To be done — Write out the material exactly. Do not include the pictures.

Recorded data —

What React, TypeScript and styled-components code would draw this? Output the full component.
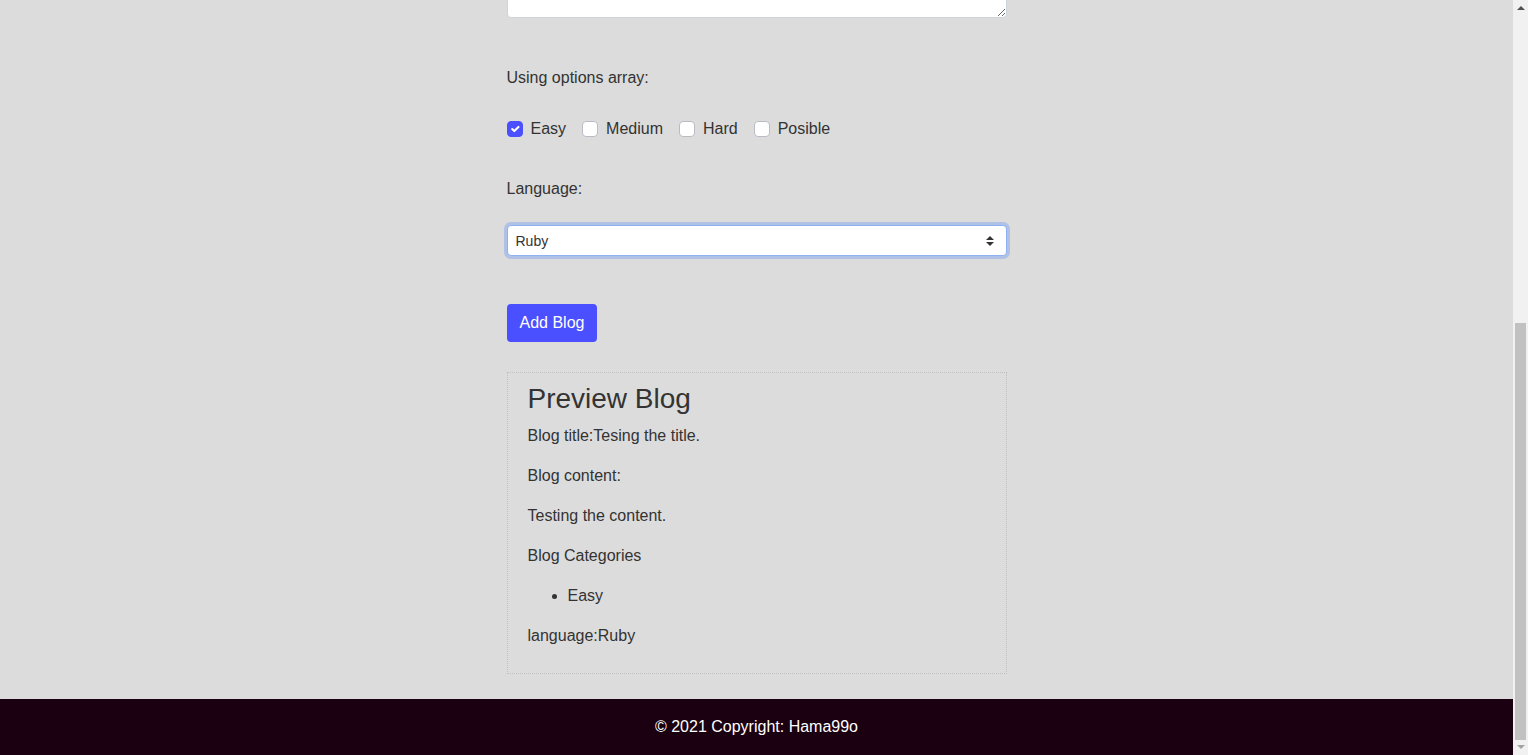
import React from "react";
import styled, { createGlobalStyle } from "styled-components";

const GlobalStyle = createGlobalStyle`
  html, body {
    margin: 0;
    padding: 0;
    background: #dcdcdc;
    font-family: "Liberation Sans", Arial, sans-serif;
    color: #333;
    font-size: 16px;
    line-height: 24px;
    overflow: hidden;
  }
  * { box-sizing: border-box; }
`;

const Window = styled.div`
  display: flex;
  height: 755px;
  width: 100%;
`;

const Viewport = styled.div`
  flex: 1;
  min-width: 0;
  height: 100%;
  overflow: hidden;
  display: flex;
  flex-direction: column;
  justify-content: flex-end;
`;

const Scrollbar = styled.div`
  width: 15px;
  height: 100%;
  background: #f1f1f1;
  display: flex;
  flex-direction: column;
  align-items: center;
`;

const ArrowBtn = styled.div`
  width: 15px;
  height: 15px;
  flex: none;
  display: flex;
  align-items: center;
  justify-content: center;
`;

const Thumb = styled.div`
  margin-top: auto;
  width: 11px;
  height: 417px;
  background: #c1c1c1;
`;

const Main = styled.main`
  width: 500px;
  margin: 0 auto;
  flex: none;
`;

const Label = styled.label<{ $mt?: number }>`
  display: block;
  margin-top: ${(p) => p.$mt ?? 0}px;
  line-height: 24px;
`;

const TextArea = styled.textarea`
  display: block;
  width: 100%;
  height: 120px;
  border: 1px solid #ced4da;
  border-radius: 4px;
  padding: 6px 12px;
  font: inherit;
  background: #fff;
  resize: both;
`;

const CheckRow = styled.div`
  display: flex;
  align-items: center;
  gap: 16px;
  margin-top: 27px;
  height: 24px;
`;

const CheckItem = styled.label`
  display: flex;
  align-items: center;
  gap: 8px;
  line-height: 24px;
`;

const Check = styled.input.attrs({ type: "checkbox" })`
  appearance: none;
  -webkit-appearance: none;
  margin: 0;
  width: 16px;
  height: 16px;
  border: 1px solid #b9bcc4;
  border-radius: 4px;
  background: #fff;
  &:checked {
    background-color: #4a4fff;
    border-color: #4a4fff;
    background-image: url("data:image/svg+xml,%3csvg xmlns='http://www.w3.org/2000/svg' viewBox='0 0 20 20'%3e%3cpath fill='none' stroke='%23fff' stroke-linecap='round' stroke-linejoin='round' stroke-width='3' d='M6 10l3 3l6-6'/%3e%3c/svg%3e");
    background-size: 100% 100%;
    background-repeat: no-repeat;
  }
`;

const Select = styled.select`
  display: block;
  width: 100%;
  height: 31px;
  margin-top: 24px;
  appearance: none;
  -webkit-appearance: none;
  border: 1px solid #8fb0f2;
  border-radius: 4px;
  box-shadow: 0 0 0 3px rgba(120, 160, 240, 0.45);
  background: #fff
    url("data:image/svg+xml,%3csvg xmlns='http://www.w3.org/2000/svg' viewBox='0 0 4 5'%3e%3cpath fill='%23333' d='M2 0L0 2h4zm0 5L0 3h4z'/%3e%3c/svg%3e")
    no-repeat right 12px center / 8px 10px;
  padding: 0 28px 0 8px;
  font-family: "Liberation Sans", Arial, sans-serif;
  font-size: 14px;
  color: #333;
  outline: none;
`;

const Button = styled.button`
  display: block;
  margin-top: 48px;
  height: 38px;
  padding: 6px 13px;
  border: none;
  border-radius: 4px;
  background: #4a4fff;
  color: #fff;
  font-family: "Liberation Sans", Arial, sans-serif;
  font-size: 16px;
  line-height: 24px;
  cursor: pointer;
`;

const Preview = styled.section`
  margin-top: 30px;
  border: 1px dotted #c2c2c2;
  padding: 9px 20px;
`;

const PreviewTitle = styled.h3`
  margin: 0 0 8px;
  font-size: 28px;
  line-height: 33.6px;
  font-weight: 400;
`;

const Para = styled.p`
  margin: 0 0 16px;
  line-height: 24px;
`;

const List = styled.ul`
  margin: 0 0 16px;
  padding-left: 40px;
`;

const Footer = styled.footer`
  margin-top: 25px;
  height: 56px;
  flex: none;
  background: #1a0010;
  color: #fff;
  display: flex;
  align-items: center;
  justify-content: center;
  font-size: 16px;
`;

const options = ["Easy", "Medium", "Hard", "Posible"];

export default function App() {
  return (
    <>
      <GlobalStyle />
      <Window>
        <Viewport>
          <Main>
            <TextArea aria-label="Blog content" />
            <Label $mt={48}>Using options array:</Label>
            <CheckRow>
              {options.map((o) => (
                <CheckItem key={o}>
                  <Check defaultChecked={o === "Easy"} />
                  {o}
                </CheckItem>
              ))}
            </CheckRow>
            <Label $mt={36}>Language:</Label>
            <Select defaultValue="Ruby">
              <option>JavaScript</option>
              <option>Python</option>
              <option>Ruby</option>
            </Select>
            <Button>Add Blog</Button>
            <Preview>
              <PreviewTitle>Preview Blog</PreviewTitle>
              <Para>Blog title:Tesing the title.</Para>
              <Para>Blog content:</Para>
              <Para>Testing the content.</Para>
              <Para>Blog Categories</Para>
              <List>
                <li>Easy</li>
              </List>
              <Para>language:Ruby</Para>
            </Preview>
          </Main>
          <Footer>© 2021 Copyright: Hama99o</Footer>
        </Viewport>
        <Scrollbar aria-hidden="true">
          <ArrowBtn>
            <svg width="8" height="5" viewBox="0 0 8 5">
              <path d="M0 5 L4 1 L8 5 Z" fill="#505050" />
            </svg>
          </ArrowBtn>
          <Thumb />
          <ArrowBtn>
            <svg width="8" height="5" viewBox="0 0 8 5">
              <path d="M0 0 L8 0 L4 4 Z" fill="#a3a3a3" />
            </svg>
          </ArrowBtn>
        </Scrollbar>
      </Window>
    </>
  );
}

Complete answer —
What React, TypeScript and styled-components code would draw this? Output the full component.
import React from "react";
import styled, { createGlobalStyle } from "styled-components";

const GlobalStyle = createGlobalStyle`
  html, body {
    margin: 0;
    padding: 0;
    background: #dcdcdc;
    font-family: "Liberation Sans", Arial, sans-serif;
    color: #333;
    font-size: 16px;
    line-height: 24px;
    overflow: hidden;
  }
  * { box-sizing: border-box; }
`;

const Window = styled.div`
  display: flex;
  height: 755px;
  width: 100%;
`;

const Viewport = styled.div`
  flex: 1;
  min-width: 0;
  height: 100%;
  overflow: hidden;
  display: flex;
  flex-direction: column;
  justify-content: flex-end;
`;

const Scrollbar = styled.div`
  width: 15px;
  height: 100%;
  background: #f1f1f1;
  display: flex;
  flex-direction: column;
  align-items: center;
`;

const ArrowBtn = styled.div`
  width: 15px;
  height: 15px;
  flex: none;
  display: flex;
  align-items: center;
  justify-content: center;
`;

const Thumb = styled.div`
  margin-top: auto;
  width: 11px;
  height: 417px;
  background: #c1c1c1;
`;

const Main = styled.main`
  width: 500px;
  margin: 0 auto;
  flex: none;
`;

const Label = styled.label<{ $mt?: number }>`
  display: block;
  margin-top: ${(p) => p.$mt ?? 0}px;
  line-height: 24px;
`;

const TextArea = styled.textarea`
  display: block;
  width: 100%;
  height: 120px;
  border: 1px solid #ced4da;
  border-radius: 4px;
  padding: 6px 12px;
  font: inherit;
  background: #fff;
  resize: both;
`;

const CheckRow = styled.div`
  display: flex;
  align-items: center;
  gap: 16px;
  margin-top: 27px;
  height: 24px;
`;

const CheckItem = styled.label`
  display: flex;
  align-items: center;
  gap: 8px;
  line-height: 24px;
`;

const Check = styled.input.attrs({ type: "checkbox" })`
  appearance: none;
  -webkit-appearance: none;
  margin: 0;
  width: 16px;
  height: 16px;
  border: 1px solid #b9bcc4;
  border-radius: 4px;
  background: #fff;
  &:checked {
    background-color: #4a4fff;
    border-color: #4a4fff;
    background-image: url("data:image/svg+xml,%3csvg xmlns='http://www.w3.org/2000/svg' viewBox='0 0 20 20'%3e%3cpath fill='none' stroke='%23fff' stroke-linecap='round' stroke-linejoin='round' stroke-width='3' d='M6 10l3 3l6-6'/%3e%3c/svg%3e");
    background-size: 100% 100%;
    background-repeat: no-repeat;
  }
`;

const Select = styled.select`
  display: block;
  width: 100%;
  height: 31px;
  margin-top: 24px;
  appearance: none;
  -webkit-appearance: none;
  border: 1px solid #8fb0f2;
  border-radius: 4px;
  box-shadow: 0 0 0 3px rgba(120, 160, 240, 0.45);
  background: #fff
    url("data:image/svg+xml,%3csvg xmlns='http://www.w3.org/2000/svg' viewBox='0 0 4 5'%3e%3cpath fill='%23333' d='M2 0L0 2h4zm0 5L0 3h4z'/%3e%3c/svg%3e")
    no-repeat right 12px center / 8px 10px;
  padding: 0 28px 0 8px;
  font-family: "Liberation Sans", Arial, sans-serif;
  font-size: 14px;
  color: #333;
  outline: none;
`;

const Button = styled.button`
  display: block;
  margin-top: 48px;
  height: 38px;
  padding: 6px 13px;
  border: none;
  border-radius: 4px;
  background: #4a4fff;
  color: #fff;
  font-family: "Liberation Sans", Arial, sans-serif;
  font-size: 16px;
  line-height: 24px;
  cursor: pointer;
`;

const Preview = styled.section`
  margin-top: 30px;
  border: 1px dotted #c2c2c2;
  padding: 9px 20px;
`;

const PreviewTitle = styled.h3`
  margin: 0 0 8px;
  font-size: 28px;
  line-height: 33.6px;
  font-weight: 400;
`;

const Para = styled.p`
  margin: 0 0 16px;
  line-height: 24px;
`;

const List = styled.ul`
  margin: 0 0 16px;
  padding-left: 40px;
`;

const Footer = styled.footer`
  margin-top: 25px;
  height: 56px;
  flex: none;
  background: #1a0010;
  color: #fff;
  display: flex;
  align-items: center;
  justify-content: center;
  font-size: 16px;
`;

const options = ["Easy", "Medium", "Hard", "Posible"];

export default function App() {
  return (
    <>
      <GlobalStyle />
      <Window>
        <Viewport>
          <Main>
            <TextArea aria-label="Blog content" />
            <Label $mt={48}>Using options array:</Label>
            <CheckRow>
              {options.map((o) => (
                <CheckItem key={o}>
                  <Check defaultChecked={o === "Easy"} />
                  {o}
                </CheckItem>
              ))}
            </CheckRow>
            <Label $mt={36}>Language:</Label>
            <Select defaultValue="Ruby">
              <option>JavaScript</option>
              <option>Python</option>
              <option>Ruby</option>
            </Select>
            <Button>Add Blog</Button>
            <Preview>
              <PreviewTitle>Preview Blog</PreviewTitle>
              <Para>Blog title:Tesing the title.</Para>
              <Para>Blog content:</Para>
              <Para>Testing the content.</Para>
              <Para>Blog Categories</Para>
              <List>
                <li>Easy</li>
              </List>
              <Para>language:Ruby</Para>
            </Preview>
          </Main>
          <Footer>© 2021 Copyright: Hama99o</Footer>
        </Viewport>
        <Scrollbar aria-hidden="true">
          <ArrowBtn>
            <svg width="8" height="5" viewBox="0 0 8 5">
              <path d="M0 5 L4 1 L8 5 Z" fill="#505050" />
            </svg>
          </ArrowBtn>
          <Thumb />
          <ArrowBtn>
            <svg width="8" height="5" viewBox="0 0 8 5">
              <path d="M0 0 L8 0 L4 4 Z" fill="#a3a3a3" />
            </svg>
          </ArrowBtn>
        </Scrollbar>
      </Window>
    </>
  );
}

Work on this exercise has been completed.